## Start RECORDS PROVIDED

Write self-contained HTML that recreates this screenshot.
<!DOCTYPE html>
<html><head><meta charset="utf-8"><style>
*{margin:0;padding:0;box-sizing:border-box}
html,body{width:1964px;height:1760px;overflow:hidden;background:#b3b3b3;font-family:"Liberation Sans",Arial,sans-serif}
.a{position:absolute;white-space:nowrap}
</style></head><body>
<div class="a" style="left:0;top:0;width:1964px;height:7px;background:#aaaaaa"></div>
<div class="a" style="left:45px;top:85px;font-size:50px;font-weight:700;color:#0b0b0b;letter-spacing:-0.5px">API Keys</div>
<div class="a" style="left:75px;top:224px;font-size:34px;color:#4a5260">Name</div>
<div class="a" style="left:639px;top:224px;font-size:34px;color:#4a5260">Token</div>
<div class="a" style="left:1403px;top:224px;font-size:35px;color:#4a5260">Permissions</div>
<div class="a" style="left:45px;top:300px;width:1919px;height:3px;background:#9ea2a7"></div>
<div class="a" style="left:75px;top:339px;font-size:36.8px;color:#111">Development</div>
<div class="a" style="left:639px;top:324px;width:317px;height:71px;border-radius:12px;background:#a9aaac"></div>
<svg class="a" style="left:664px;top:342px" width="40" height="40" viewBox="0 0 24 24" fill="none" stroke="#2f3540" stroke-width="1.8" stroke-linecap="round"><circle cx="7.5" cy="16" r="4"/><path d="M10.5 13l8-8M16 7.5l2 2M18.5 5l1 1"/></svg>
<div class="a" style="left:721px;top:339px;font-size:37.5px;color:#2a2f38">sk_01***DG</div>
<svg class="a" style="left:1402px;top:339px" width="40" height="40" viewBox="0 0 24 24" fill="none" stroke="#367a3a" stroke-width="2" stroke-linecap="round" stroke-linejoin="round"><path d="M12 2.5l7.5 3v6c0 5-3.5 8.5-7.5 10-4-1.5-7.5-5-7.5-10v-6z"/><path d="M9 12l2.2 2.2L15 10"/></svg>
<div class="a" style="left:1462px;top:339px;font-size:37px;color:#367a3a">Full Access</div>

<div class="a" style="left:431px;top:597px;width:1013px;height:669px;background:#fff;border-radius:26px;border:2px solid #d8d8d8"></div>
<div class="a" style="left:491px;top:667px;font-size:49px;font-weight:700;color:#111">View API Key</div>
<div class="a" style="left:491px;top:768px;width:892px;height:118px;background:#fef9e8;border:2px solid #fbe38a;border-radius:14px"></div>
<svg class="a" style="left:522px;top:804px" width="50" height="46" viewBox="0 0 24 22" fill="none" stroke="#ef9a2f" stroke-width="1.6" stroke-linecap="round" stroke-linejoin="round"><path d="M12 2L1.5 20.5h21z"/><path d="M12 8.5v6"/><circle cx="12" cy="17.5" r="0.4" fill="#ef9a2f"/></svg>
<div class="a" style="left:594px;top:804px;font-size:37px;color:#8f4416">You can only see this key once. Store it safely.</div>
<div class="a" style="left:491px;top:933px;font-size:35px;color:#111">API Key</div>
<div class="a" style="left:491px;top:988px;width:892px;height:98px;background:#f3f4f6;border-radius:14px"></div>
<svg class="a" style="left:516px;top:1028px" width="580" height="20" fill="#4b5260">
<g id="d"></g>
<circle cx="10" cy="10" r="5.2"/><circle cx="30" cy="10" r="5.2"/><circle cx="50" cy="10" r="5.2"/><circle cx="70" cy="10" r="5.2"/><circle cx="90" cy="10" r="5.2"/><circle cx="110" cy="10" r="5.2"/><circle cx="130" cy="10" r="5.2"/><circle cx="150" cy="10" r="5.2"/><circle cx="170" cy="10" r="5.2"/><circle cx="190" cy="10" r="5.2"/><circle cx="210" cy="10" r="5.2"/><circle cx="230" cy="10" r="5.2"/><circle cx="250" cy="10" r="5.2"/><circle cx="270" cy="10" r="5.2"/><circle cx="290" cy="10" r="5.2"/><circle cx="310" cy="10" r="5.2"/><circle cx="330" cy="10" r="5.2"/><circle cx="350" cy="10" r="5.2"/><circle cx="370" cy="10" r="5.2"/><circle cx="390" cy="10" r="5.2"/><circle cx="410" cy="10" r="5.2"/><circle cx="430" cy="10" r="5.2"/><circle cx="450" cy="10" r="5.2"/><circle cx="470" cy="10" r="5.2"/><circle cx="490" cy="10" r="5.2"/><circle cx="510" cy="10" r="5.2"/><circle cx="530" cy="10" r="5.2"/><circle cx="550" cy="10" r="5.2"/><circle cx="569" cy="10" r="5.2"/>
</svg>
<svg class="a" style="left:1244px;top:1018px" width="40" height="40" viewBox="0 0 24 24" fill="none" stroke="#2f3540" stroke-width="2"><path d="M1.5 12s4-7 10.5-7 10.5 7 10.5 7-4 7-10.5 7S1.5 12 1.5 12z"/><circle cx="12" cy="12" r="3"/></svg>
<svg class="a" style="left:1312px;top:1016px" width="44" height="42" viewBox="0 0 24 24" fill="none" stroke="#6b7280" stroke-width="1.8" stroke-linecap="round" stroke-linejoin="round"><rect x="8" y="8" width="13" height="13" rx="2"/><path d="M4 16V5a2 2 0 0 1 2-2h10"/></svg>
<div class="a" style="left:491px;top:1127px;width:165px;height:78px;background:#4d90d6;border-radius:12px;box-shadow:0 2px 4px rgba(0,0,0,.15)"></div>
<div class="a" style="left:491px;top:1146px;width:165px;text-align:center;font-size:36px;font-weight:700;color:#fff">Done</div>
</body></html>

## End RECORDS PROVIDED
## Start RECORDS PROVIDED

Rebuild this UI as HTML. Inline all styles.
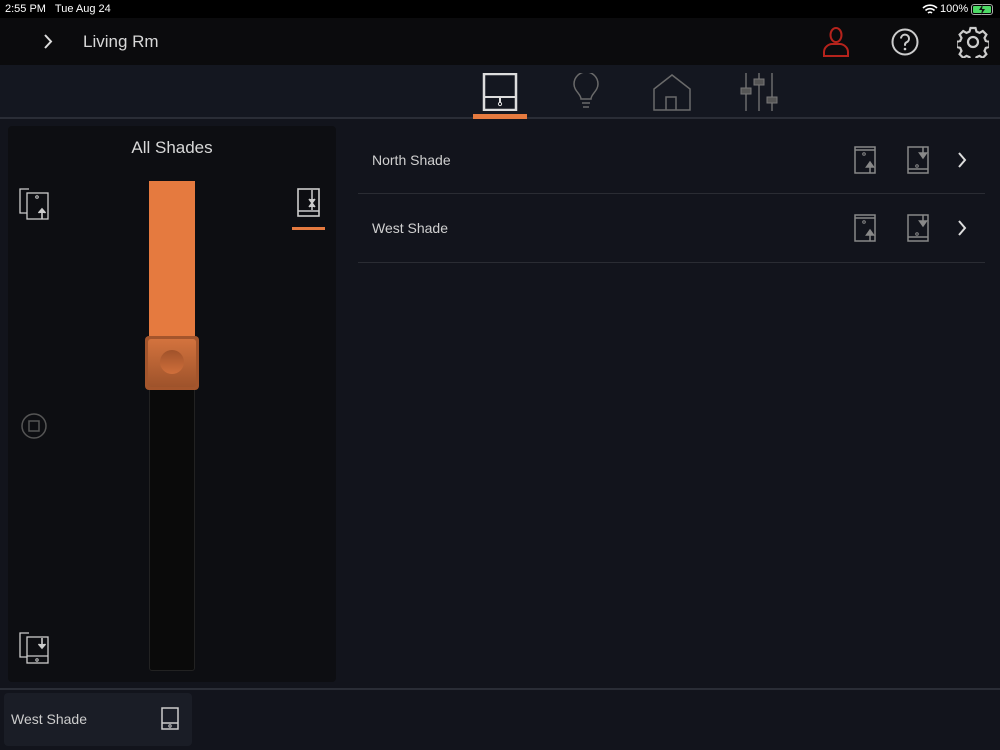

## End RECORDS PROVIDED

- _WORK REQUIRED_
Scan the material for lines with the word "this", and copy each line you find.

- _RESPONSE_
Write self-contained HTML that recreates this screenshot.
<div class="a" style="left:594px;top:804px;font-size:37px;color:#8f4416">You can only see this key once. Store it safely.</div>
Rebuild this UI as HTML. Inline all styles.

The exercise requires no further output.